According to the Centers for Disease Control and Prevention, an infection of C. canimorsus can grow under the right conditions, though it is usually brought on by a dog bite, not a lick. It also does not typically take hold in a patient who does not already have a weakened immune system, the CDC notes.
If a serious infection does develop, it has a 30 percent mortality rate, according to the CDC, and death can be swift; a serious infection of C. canimorsus can kill a patient within 72 hours after symptom onset, the CDC says.
Researchers who studied the German man’s case also noted that C. canimorsus infections are rare with a range of symptoms. Most patients who have had severe or fatal infections from the bacteria have had immune, spleen or alcohol abuse issues, they wrote. But this particular patient did not indicate those ailments in his medical history.
Researchers said they chose to use the man’s case in a study because it was so baffling.
“Very rarely, severe C. canimorsus infections without biting or scratching have been reported,” they wrote. But only one of those cases was in a patient who did not have some kind of immunodeficiency.
In July, an Ohio woman underwent partial amputations of both arms and legs while in a coma that was caused by C. canimorsus, Fox 8 Cleveland reported. In a different case study titled “Lick of death,” a 70-year-old woman was sickened by C. canimorsus after her dog licked her. She recovered.
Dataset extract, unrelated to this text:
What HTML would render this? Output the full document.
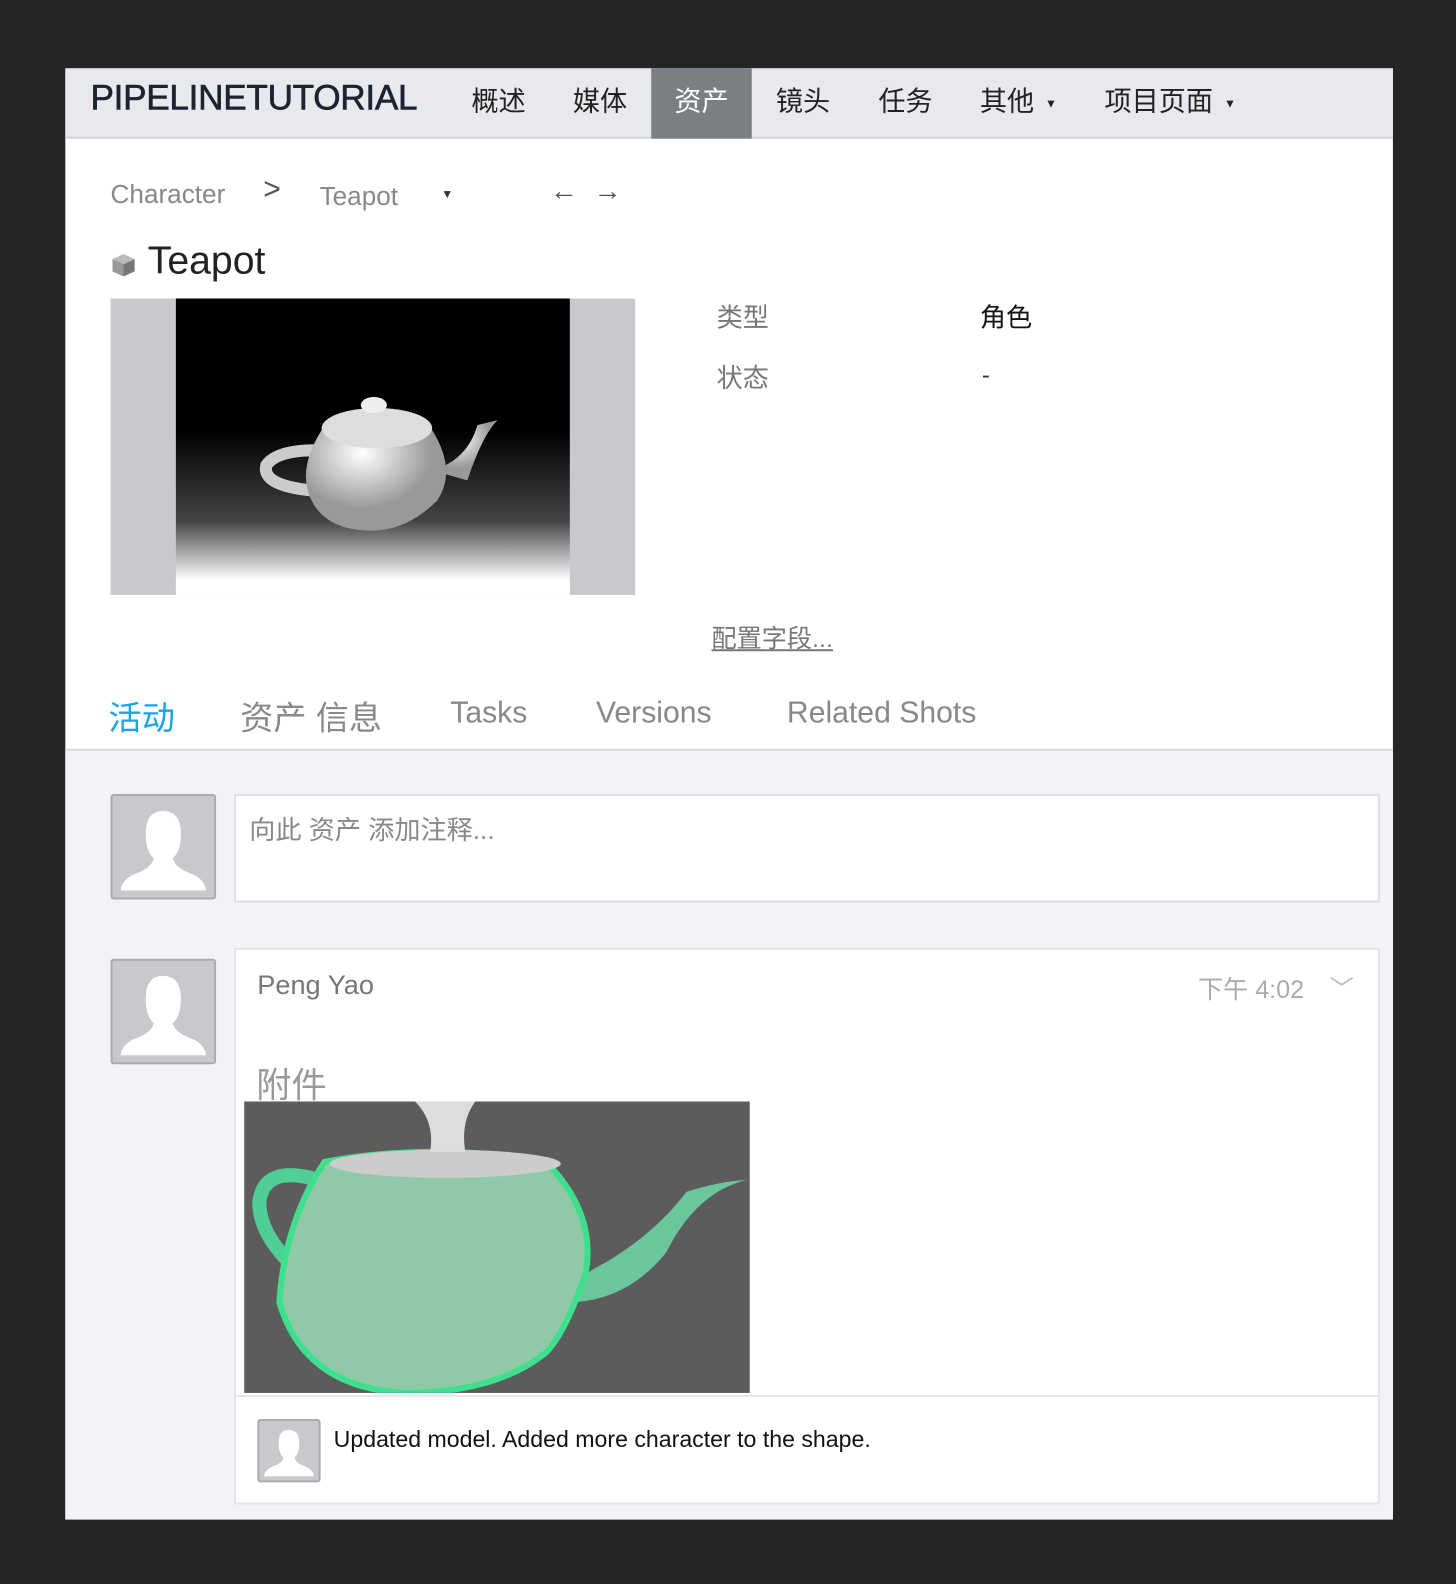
<!DOCTYPE html>
<html><head><meta charset="utf-8">
<style>
*{margin:0;padding:0;box-sizing:border-box}
body{width:1456px;height:1576px;background:#262626;font-family:"Liberation Sans","Noto Sans CJK SC",sans-serif;position:relative;overflow:hidden}
#wrap{position:absolute;left:0;top:0;width:1456px;height:1576px;transform:scale(1.005);transform-origin:0 0}
.a{position:absolute}
#panel{left:65px;top:68px;width:1321px;height:1444px;background:#fff}
.nav{left:0;top:0;width:1321px;height:70px;background:#e8e9ec;border-bottom:2px solid #cfd1d4}
.nav span{position:absolute;top:11px;font-size:27px;color:#222}
.av{background:#c8c9cc;border:2px solid #a9abaf;border-radius:3px;overflow:hidden}
</style></head><body><div id="wrap">
<div id="panel" class="a">
 <div class="a nav">
  <span style="left:25px;top:10px;font-size:35px;color:#1c2333;-webkit-text-stroke:0.6px #1c2333;letter-spacing:-0.3px">PIPELINETUTORIAL</span>
  <span style="left:404px">概述</span>
  <span style="left:505px">媒体</span>
  <div class="a" style="left:583px;top:0;width:100px;height:70px;background:#7b7e82"></div>
  <span style="left:606px;color:#fff">资产</span>
  <span style="left:707px">镜头</span>
  <span style="left:809px">任务</span>
  <span style="left:910px">其他 <small style="font-size:12px;vertical-align:middle">&nbsp;▼</small></span>
  <span style="left:1034px">项目页面 <small style="font-size:12px;vertical-align:middle">&nbsp;▼</small></span>
 </div>
 <div class="a" style="left:45px;top:110px;font-size:26px;color:#888">Character</div>
 <div class="a" style="left:197px;top:104px;font-size:30px;color:#555">&gt;</div>
 <div class="a" style="left:253px;top:112px;font-size:26px;color:#888">Teapot</div>
 <div class="a" style="left:374px;top:118px;font-size:12px;color:#333">▼</div>
 <div class="a" style="left:482px;top:106px;font-size:28px;color:#555;font-weight:bold">←&nbsp;&nbsp;→</div>
 <svg class="a" style="left:45px;top:183px" width="26" height="26" viewBox="0 0 26 26"><path d="M13 2L24 7V19L13 24L2 19V7Z" fill="#777"/><path d="M13 2L24 7L13 12L2 7Z" fill="#bbb"/><path d="M13 12V24L2 19V7Z" fill="#999"/></svg>
 <div class="a" style="left:82px;top:170px;font-size:39px;color:#222">Teapot</div>
 <div class="a" style="left:45px;top:229px;width:522px;height:295px;background:#c8c9cc"></div>
 <div class="a" style="left:110px;top:229px;width:392px;height:295px;background:linear-gradient(#000 0%,#000 45%,#444 75%,#fff 95%)"></div>
 <svg class="a" style="left:190px;top:320px" width="250" height="145" viewBox="0 0 250 145">
  <defs><radialGradient id="g" cx="0.4" cy="0.3"><stop offset="0" stop-color="#fff"/><stop offset="1" stop-color="#999"/></radialGradient></defs>
  <path d="M60 60Q20 60 10 75Q5 95 55 100" stroke="#ccc" stroke-width="12" fill="none"/>
  <path d="M175 80Q210 70 220 35L240 30Q225 45 210 90Z" fill="url(#g)"/>
  <path d="M65 40Q115 20 175 40Q200 80 180 110Q150 140 115 140Q70 140 55 110Q40 80 65 40Z" fill="url(#g)"/>
  <ellipse cx="120" cy="38" rx="55" ry="20" fill="#ddd"/>
  <ellipse cx="117" cy="15" rx="13" ry="8" fill="#eee"/>
 </svg>
 <div class="a" style="left:648px;top:228px;font-size:26px;color:#777">类型</div>
 <div class="a" style="left:910px;top:228px;font-size:26px;color:#111">角色</div>
 <div class="a" style="left:648px;top:288px;font-size:26px;color:#777">状态</div>
 <div class="a" style="left:912px;top:292px;font-size:24px;color:#333">-</div>
 <div class="a" style="left:643px;top:548px;font-size:25px;color:#777;text-decoration:underline">配置字段...</div>
 <div class="a" style="left:43px;top:620px;font-size:33px;color:#1aa3e8">活动</div>
 <div class="a" style="left:174px;top:620px;font-size:33px;color:#888">资产 信息</div>
 <div class="a" style="left:383px;top:625px;font-size:30px;color:#888">Tasks</div>
 <div class="a" style="left:528px;top:625px;font-size:30px;color:#888">Versions</div>
 <div class="a" style="left:718px;top:625px;font-size:30px;color:#888">Related Shots</div>
 <div class="a" style="left:0;top:677px;width:1321px;height:767px;background:#f2f3f6;border-top:2px solid #d6d8dc"></div>
 <div class="a av" style="left:45px;top:722px;width:105px;height:105px"><svg width="101" height="101" viewBox="0 0 101 101"><path d="M50 15Q68 15 68 38Q68 55 60 62Q62 72 80 78Q92 84 93 94H8Q9 84 21 78Q39 72 41 62Q33 55 33 38Q33 15 50 15Z" fill="#fff"/></svg></div>
 <div class="a" style="left:168px;top:722px;width:1140px;height:108px;background:#fff;border:2px solid #dcdee2"></div>
 <div class="a" style="left:183px;top:738px;font-size:26px;color:#888">向此 资产 添加注释...</div>
 <div class="a av" style="left:45px;top:886px;width:105px;height:105px"><svg width="101" height="101" viewBox="0 0 101 101"><path d="M50 15Q68 15 68 38Q68 55 60 62Q62 72 80 78Q92 84 93 94H8Q9 84 21 78Q39 72 41 62Q33 55 33 38Q33 15 50 15Z" fill="#fff"/></svg></div>
 <div class="a" style="left:168px;top:875px;width:1140px;height:554px;background:#fff;border:2px solid #e2e4e7"></div>
 <div class="a" style="left:191px;top:897px;font-size:27px;color:#777">Peng Yao</div>
 <div class="a" style="left:1127px;top:897px;font-size:25px;color:#aaa">下午 4:02</div>
 <div class="a" style="left:1258px;top:896px;font-size:24px;color:#bbb">﹀</div>
 <div class="a" style="left:190px;top:984px;font-size:35px;color:#999">附件</div>
 <div class="a" style="left:178px;top:1028px;width:503px;height:290px;background:#5c5c5c;overflow:hidden">
  <svg width="503" height="290" viewBox="0 0 503 290">
   <path d="M80 80Q20 60 15 100Q15 130 45 160" stroke="#4fcf95" stroke-width="14" fill="none"/>
   <path d="M320 200Q380 200 420 150Q450 90 500 78Q470 80 440 90Q410 130 360 160Q320 180 320 200Z" fill="#6bc79b"/>
   <path d="M80 60Q190 40 300 60Q350 110 340 170Q320 230 300 250Q250 290 160 290Q60 285 35 200Q40 120 80 60Z" fill="#8fc9a8" stroke="#3fe08d" stroke-width="6"/>
   <ellipse cx="200" cy="62" rx="115" ry="14" fill="#ccc"/>
   <path d="M170 0H230Q215 20 220 50H185Q190 20 170 0Z" fill="#ddd"/>
  </svg>
 </div>
 <div class="a" style="left:170px;top:1320px;width:1136px;height:2px;background:#e6e7ea"></div>
 <div class="a av" style="left:191px;top:1344px;width:63px;height:63px"><svg width="59" height="59" viewBox="0 0 101 101"><path d="M50 15Q68 15 68 38Q68 55 60 62Q62 72 80 78Q92 84 93 94H8Q9 84 21 78Q39 72 41 62Q33 55 33 38Q33 15 50 15Z" fill="#fff"/></svg></div>
 <div class="a" style="left:267px;top:1351px;font-size:23px;color:#111">Updated model. Added more character to the shape.</div>
</div>
</div></body></html>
Researchers on the case study warn that dog and cat owners who experience flulike symptoms should quickly seek medical care if their symptoms seem extreme for a typical illness. If you have been bitten by a dog or cat, the CDC suggests washing the area immediately with soap and water and contacting your doctor. Even if you don’t feel sick, someone who has been bitten by an animal still has a risk of contracting rabies, in addition to C. canimorsus.
In the German patient, doctors found multiple serious ailments: severe kidney injury, signs of liver dysfunction and rhabdomyolysis, a deterioration of muscle tissue that can result in kidney failure. He also had a buildup of lactic acid in his bloodstream. Once he was transferred to an intensive care unit, he was diagnosed as having severe sepsis with skin death and blood clotting, or purpura fulminans, according to doctors.
He was treated with antibiotics, but his health rapidly declined. The infection wrecked his body, doctors said. He went into cardiac arrest and was resuscitated, according to the paper, but he was then placed on a breathing machine.
Toward the end of his life, all of his extremities had gangrene, and a CT scan showed that he had severe brain swelling with a lack of oxygen, according to the paper.
The man’s relatives decided to reduce his treatment. He died after 16 days of care, according to doctors.